Таких книжек попадалось много. Что-то подобное можно было найти у Саломеи и в московском офисе, и дома. Дома даже не было определенного места для книг – они просто были везде. В спальне стояла этажерка с новинками и так далее: в кабинете, в ванной комнате, в холле на столах, полочках, в стенных шкафах. Рядом с Гоголем стоял Хемингуэй, Сартр с Набоковым и Цветаевой, с любимыми учебниками – книги по вегетарианской кухне, словари с альбомами по искусству и ювелирке. Не было только ненужных книг – они не дочитывались и исчезали.
Саломея взглянула на свою спящую соседку. Ирина была по-тихому красива, что обычно нравится умудренным опытом мужчинам и работодателям, любила добротную стандартную одежду спокойных тонов, правильно стриглась, говорила негромко и, конечно, скрывала свое Я до лучших времен. Она давно мечтала о необыкновенном отце для своих неродившихся детей и о яркой жизни рядом с чудо-героем. Мечты о кислом яблоке. Саломея увидела озабоченное лицо и спрятанные глаза. Им не раз приходилось летать вместе, и Ирина никогда вот так не старалась заснуть. Всегда было о чем перекинуться словечком, даже поделиться. Может, правда, у нее болит голова? Месячные, наверное.
Руки как-то сами потянулись к сумке за книжкой, отношения позволяли. Она включила верхний свет для чтения. Между страницами в середине книги лежали согнутые вчетверо два листа бумаги. Этого совсем нельзя было делать, но Саломея их раскрыла. Копия банковского перевода на 110 000 евро. Саломея быстро пробежалась глазами в поисках какого-нибудь имени… Николя Гютен.
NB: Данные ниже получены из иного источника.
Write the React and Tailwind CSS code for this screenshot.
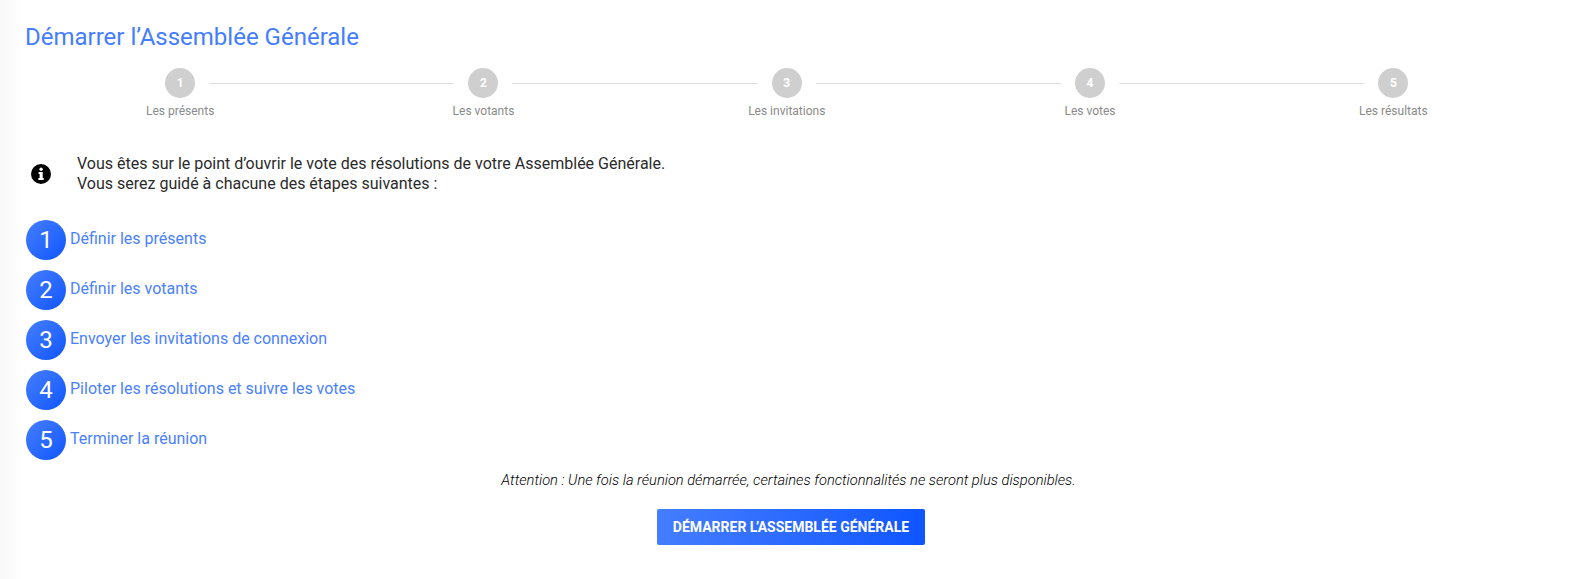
const etapes = ["Les présents", "Les votants", "Les invitations", "Les votes", "Les résultats"];
const liste = [
  "Définir les présents",
  "Définir les votants",
  "Envoyer les invitations de connexion",
  "Piloter les résolutions et suivre les votes",
  "Terminer la réunion",
];

function InfoIcon() {
  return (
    <svg viewBox="0 0 20 20" className="ml-[6px] h-5 w-5 shrink-0">
      <circle cx="10" cy="10" r="10" fill="#000" />
      <circle cx="10.1" cy="5.2" r="1.7" fill="#fff" />
      <path d="M7.6 8h4.1v6h1v2H7.4v-2h1.2v-4h-1z" fill="#fff" />
    </svg>
  );
}

export default function App() {
  return (
    <div className="h-[579px] overflow-hidden bg-[linear-gradient(to_right,#f8f8f8,#ffffff_26px)] pl-[25px] pr-[28px] pt-[23px] font-['Roboto',sans-serif]">
      <h1 className="text-2xl leading-[28px] text-[#447dff]">Démarrer l’Assemblée Générale</h1>

      {/* Stepper */}
      <div className="mt-[17px] ml-[3.5px] flex">
        {etapes.map((label, i) => (
          <div key={label} className="relative flex flex-1 flex-col items-center">
            {i > 0 && (
              <div className="absolute top-[15px] right-[calc(50%+29px)] left-[calc(-50%+29px)] border-t border-[#dddddd]" />
            )}
            <div className="flex h-[30px] w-[30px] items-center justify-center rounded-full bg-[#cfcfcf] text-xs font-bold text-white">
              {i + 1}
            </div>
            <div className="mt-[5px] text-xs leading-[16px] text-[#8a8a8a]">{label}</div>
          </div>
        ))}
      </div>

      {/* Info */}
      <div className="mt-[35px] flex items-center">
        <InfoIcon />
        <p className="ml-[26px] text-base leading-[20px] text-[#2b2b2b]">
          Vous êtes sur le point d’ouvrir le vote des résolutions de votre Assemblée Générale.
          <br />
          Vous serez guidé à chacune des étapes suivantes :
        </p>
      </div>

      {/* Liste des étapes */}
      <ul className="mt-[26px] ml-[1px] flex flex-col gap-[10px]">
        {liste.map((texte, i) => (
          <li key={texte} className="flex items-center">
            <span className="flex h-10 w-10 items-center justify-center rounded-full bg-gradient-to-br from-[#447dff] to-[#0d55ff] text-2xl text-white">
              {i + 1}
            </span>
            <span className="ml-[4px] -translate-y-[1px] text-base text-[#4a81ff]">{texte}</span>
          </li>
        ))}
      </ul>

      <div className="flex flex-col items-center pl-[7px]">
        <p className="mt-[10px] text-[14.67px] italic leading-[20px] font-light text-black">
          Attention : Une fois la réunion démarrée, certaines fonctionnalités ne seront plus disponibles.
        </p>
        <button className="mt-[19px] ml-[5px] h-[36px] w-[268px] rounded-[2px] bg-gradient-to-r from-[#447dff] to-[#0d55ff] text-sm font-bold text-white">
          DÉMARRER <span className="tracking-[-1.5px]">L’</span>ASSEMBLÉE GÉNÉRALE
        </button>
      </div>
    </div>
  );
}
Банк: Credit Swiss. Второй лист: фотография Олега в лыжной шапочке, сделанная на черно-белом компьютерном принтере. «Во дура!» – пронеслось у нее в голове.
В Шереметьево их встречали нарядный Сева и водитель Саломеи. У Ирины очень болела голова.
Лежа на шезлонге, слегка покачиваясь вместе с яхтой на волнах, Саломея совсем расслабилась. Мысли понеслись к Питу. Она вспоминала о нем не как об умершем любимом человеке, а как о своей истории, которая случилась и закончилась. По-другому себе не разрешала. Вспоминала только самое счастливое – кусочками, вспышками – и посылала ему туда, на небо, свою память. Никогда не ходила на его могилу в пригороде Нью-Йорка и не хотела даже больше ехать в Штаты. Ставила иногда ему свечки в московских церквях, не обращая внимания на его иную веру. Ставила и всегда ревела, так что это было трудным делом и, может быть, ненужным.
Опять вернулась мыслями к Ирине. Сразу после Вены она попросила недельный отпуск.
– Почему я должна тебя покрывать? – возмущалась Саломея. – И врать Севе, с которым я начала сотрудничать. Ты знаешь мое отношение к партнерам.
Саломея чувствовала, что за всем этим стоял Олег. Нужно было тогда еще остановить ее, поговорить с ней. Спросить у Севы, знал ли он Николя Гутена. Она боролась с чувством деликатности, невмешательства в чужой мир, в тонкие материи человеческих взаимоотношений, чужих образов и обликов, не хотела вычислять ее влюбленную душу и отключенные мозги. Не верила, что Ира могла вот так продаться, сдать ее и Севу. И сейчас не верила. Господи, как будто она упустила обоих – и Пита, и Иру. Там болезнь, а здесь любовь. До катастрофы оставалось около двух недель.